═══ RECORDS SHOWN

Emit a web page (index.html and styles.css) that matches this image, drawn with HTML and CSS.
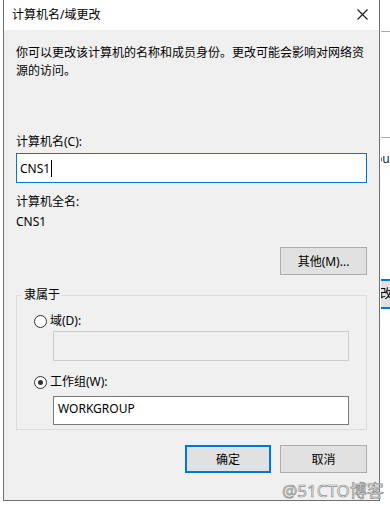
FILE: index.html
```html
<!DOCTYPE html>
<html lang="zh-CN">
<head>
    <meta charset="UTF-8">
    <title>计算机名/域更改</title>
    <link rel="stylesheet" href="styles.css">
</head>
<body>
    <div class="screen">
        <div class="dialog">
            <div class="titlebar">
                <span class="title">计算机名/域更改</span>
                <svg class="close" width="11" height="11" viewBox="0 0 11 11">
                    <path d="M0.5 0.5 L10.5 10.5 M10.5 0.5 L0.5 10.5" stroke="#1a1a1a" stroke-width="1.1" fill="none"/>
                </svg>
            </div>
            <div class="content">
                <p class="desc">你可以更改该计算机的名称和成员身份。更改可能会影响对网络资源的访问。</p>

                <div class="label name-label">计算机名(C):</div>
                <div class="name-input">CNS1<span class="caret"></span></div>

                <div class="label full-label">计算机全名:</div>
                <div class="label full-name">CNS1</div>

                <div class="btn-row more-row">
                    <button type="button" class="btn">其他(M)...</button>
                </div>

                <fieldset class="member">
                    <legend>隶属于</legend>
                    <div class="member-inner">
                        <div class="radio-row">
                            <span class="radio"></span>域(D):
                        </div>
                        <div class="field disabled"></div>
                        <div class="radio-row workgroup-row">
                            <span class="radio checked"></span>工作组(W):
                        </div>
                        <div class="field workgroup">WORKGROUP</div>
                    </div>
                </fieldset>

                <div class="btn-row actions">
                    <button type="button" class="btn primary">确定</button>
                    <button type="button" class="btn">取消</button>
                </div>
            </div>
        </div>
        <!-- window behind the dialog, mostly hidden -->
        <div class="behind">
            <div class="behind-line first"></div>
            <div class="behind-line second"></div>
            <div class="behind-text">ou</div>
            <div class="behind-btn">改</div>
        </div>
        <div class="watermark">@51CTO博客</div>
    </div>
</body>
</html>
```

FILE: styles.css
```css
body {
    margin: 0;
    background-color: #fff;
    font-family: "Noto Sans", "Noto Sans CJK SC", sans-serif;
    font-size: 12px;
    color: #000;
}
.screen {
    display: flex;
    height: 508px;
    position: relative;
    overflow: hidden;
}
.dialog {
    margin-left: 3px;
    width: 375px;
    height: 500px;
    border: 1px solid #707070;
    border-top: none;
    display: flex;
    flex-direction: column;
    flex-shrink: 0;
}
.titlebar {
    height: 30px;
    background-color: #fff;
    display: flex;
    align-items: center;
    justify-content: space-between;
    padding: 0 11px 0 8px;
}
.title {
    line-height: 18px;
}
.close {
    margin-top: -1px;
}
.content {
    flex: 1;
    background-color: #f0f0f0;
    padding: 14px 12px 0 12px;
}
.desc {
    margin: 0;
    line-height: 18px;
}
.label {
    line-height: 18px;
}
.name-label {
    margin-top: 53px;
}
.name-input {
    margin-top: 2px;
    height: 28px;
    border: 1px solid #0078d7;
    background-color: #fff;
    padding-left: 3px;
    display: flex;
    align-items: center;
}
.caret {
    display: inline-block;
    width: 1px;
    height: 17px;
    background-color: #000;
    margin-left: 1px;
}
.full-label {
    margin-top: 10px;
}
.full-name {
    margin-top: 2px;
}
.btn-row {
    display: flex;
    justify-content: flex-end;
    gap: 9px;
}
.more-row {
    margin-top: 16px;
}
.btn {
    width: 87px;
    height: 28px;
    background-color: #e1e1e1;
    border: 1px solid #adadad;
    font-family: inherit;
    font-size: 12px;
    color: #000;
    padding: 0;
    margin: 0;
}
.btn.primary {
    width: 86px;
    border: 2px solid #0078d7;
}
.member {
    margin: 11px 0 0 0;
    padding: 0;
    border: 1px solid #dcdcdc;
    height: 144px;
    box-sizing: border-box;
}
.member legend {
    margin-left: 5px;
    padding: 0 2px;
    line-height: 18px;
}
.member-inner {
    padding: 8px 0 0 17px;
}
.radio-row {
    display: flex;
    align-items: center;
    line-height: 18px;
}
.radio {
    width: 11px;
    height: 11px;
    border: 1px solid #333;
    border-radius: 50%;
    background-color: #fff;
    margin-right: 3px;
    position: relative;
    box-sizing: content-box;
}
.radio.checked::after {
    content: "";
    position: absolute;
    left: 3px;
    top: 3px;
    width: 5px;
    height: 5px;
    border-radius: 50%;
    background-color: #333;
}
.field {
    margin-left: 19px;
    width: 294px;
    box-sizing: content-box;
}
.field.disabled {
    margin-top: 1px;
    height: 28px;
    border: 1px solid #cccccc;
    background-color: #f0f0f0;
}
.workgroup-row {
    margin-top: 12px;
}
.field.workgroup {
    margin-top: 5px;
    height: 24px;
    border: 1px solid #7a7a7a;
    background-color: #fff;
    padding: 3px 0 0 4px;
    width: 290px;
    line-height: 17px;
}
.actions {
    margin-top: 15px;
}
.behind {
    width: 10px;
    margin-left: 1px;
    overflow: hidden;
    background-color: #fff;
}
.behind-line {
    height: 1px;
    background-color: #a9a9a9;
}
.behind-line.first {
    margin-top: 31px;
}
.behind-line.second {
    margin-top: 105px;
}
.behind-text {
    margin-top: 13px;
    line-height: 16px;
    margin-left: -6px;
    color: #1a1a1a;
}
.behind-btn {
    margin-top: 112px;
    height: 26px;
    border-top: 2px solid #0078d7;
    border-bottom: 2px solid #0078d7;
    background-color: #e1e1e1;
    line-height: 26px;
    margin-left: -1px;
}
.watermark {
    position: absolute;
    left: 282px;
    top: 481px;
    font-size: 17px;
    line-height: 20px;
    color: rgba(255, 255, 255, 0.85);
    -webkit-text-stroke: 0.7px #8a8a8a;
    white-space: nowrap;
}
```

══════
═══ RECORDS SHOWN

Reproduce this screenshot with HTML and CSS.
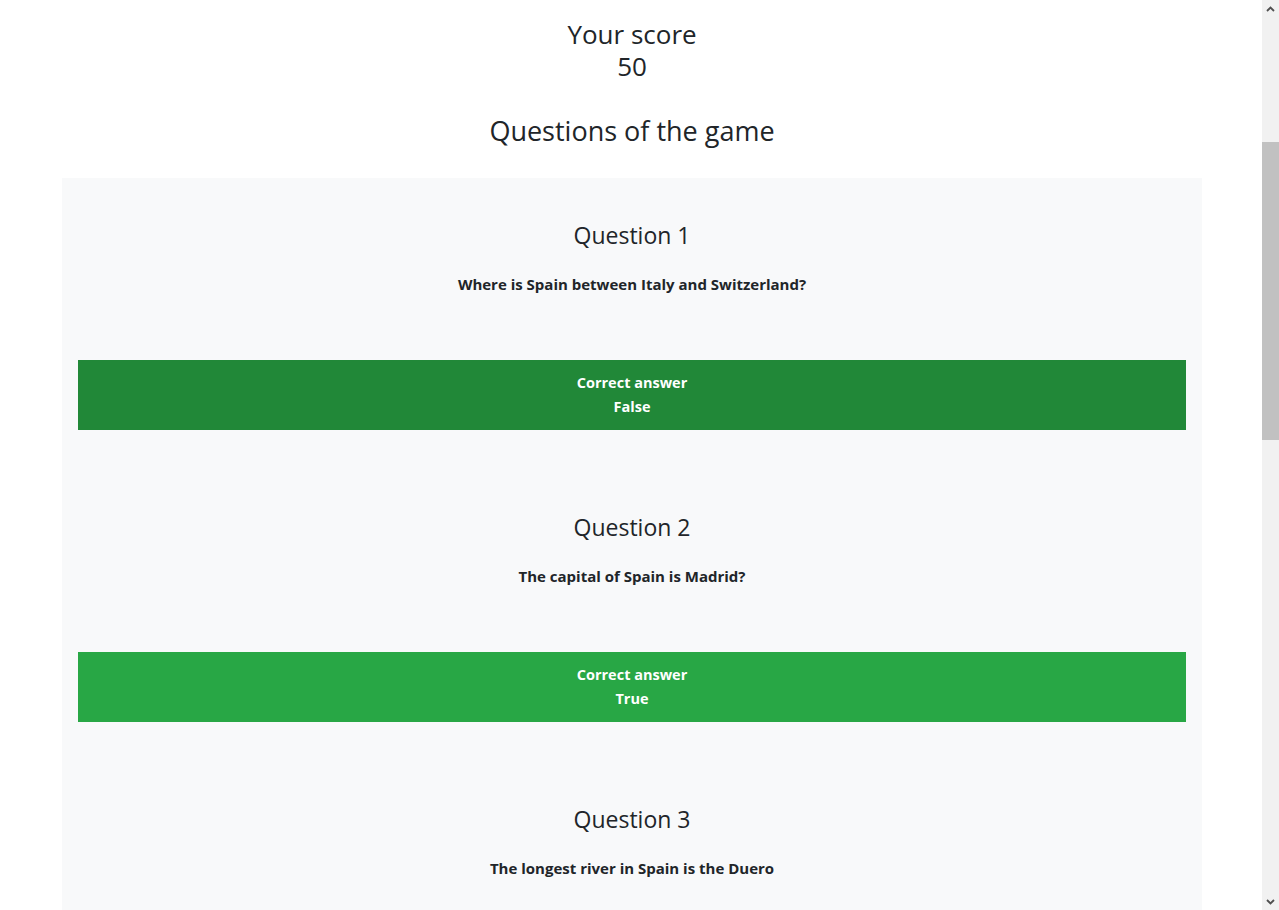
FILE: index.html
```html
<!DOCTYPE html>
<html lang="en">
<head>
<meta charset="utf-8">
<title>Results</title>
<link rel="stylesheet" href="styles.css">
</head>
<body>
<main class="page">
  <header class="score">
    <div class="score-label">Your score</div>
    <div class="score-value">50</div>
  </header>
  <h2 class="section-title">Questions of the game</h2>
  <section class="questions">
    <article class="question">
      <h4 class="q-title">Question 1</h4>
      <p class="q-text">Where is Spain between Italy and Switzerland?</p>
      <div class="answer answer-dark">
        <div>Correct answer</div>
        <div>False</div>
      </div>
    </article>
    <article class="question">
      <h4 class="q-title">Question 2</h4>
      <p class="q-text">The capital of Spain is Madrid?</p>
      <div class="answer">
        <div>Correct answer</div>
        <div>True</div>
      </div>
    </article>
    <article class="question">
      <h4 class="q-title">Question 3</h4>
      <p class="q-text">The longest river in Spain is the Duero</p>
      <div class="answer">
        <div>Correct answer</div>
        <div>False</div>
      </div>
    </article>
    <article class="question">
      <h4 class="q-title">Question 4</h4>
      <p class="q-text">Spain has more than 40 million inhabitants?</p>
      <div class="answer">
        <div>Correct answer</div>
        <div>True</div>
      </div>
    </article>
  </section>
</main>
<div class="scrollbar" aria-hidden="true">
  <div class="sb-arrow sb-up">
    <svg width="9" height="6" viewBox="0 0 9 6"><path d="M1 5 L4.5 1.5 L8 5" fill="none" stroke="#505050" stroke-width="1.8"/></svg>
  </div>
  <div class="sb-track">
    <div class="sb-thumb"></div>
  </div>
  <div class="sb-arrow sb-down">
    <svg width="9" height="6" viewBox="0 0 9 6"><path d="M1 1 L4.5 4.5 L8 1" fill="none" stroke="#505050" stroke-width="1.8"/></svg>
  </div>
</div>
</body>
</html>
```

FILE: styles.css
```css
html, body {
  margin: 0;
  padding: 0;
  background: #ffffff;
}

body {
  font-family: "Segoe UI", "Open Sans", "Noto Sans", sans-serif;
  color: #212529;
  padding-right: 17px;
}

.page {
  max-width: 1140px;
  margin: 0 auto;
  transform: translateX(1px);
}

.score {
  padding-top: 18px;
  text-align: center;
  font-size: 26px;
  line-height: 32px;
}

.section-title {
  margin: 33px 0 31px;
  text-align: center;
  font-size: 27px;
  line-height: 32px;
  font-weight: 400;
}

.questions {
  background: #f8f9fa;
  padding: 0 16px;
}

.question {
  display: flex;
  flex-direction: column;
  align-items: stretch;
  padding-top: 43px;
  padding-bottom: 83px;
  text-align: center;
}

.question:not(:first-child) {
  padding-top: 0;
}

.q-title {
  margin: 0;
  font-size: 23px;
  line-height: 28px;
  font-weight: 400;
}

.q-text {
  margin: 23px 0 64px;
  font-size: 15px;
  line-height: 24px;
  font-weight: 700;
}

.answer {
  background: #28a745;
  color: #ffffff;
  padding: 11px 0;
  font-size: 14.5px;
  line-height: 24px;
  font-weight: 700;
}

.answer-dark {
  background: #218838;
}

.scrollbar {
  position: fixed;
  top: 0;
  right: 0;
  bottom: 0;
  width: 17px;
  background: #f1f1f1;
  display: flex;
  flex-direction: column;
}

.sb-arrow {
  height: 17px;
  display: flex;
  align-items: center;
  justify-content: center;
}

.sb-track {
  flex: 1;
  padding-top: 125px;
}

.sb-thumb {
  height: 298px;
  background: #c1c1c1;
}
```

══════

== REQUEST ==
State how many lines in the entries above include the word "this"; reply with the number alone.

== COMPLETED TASK ==
2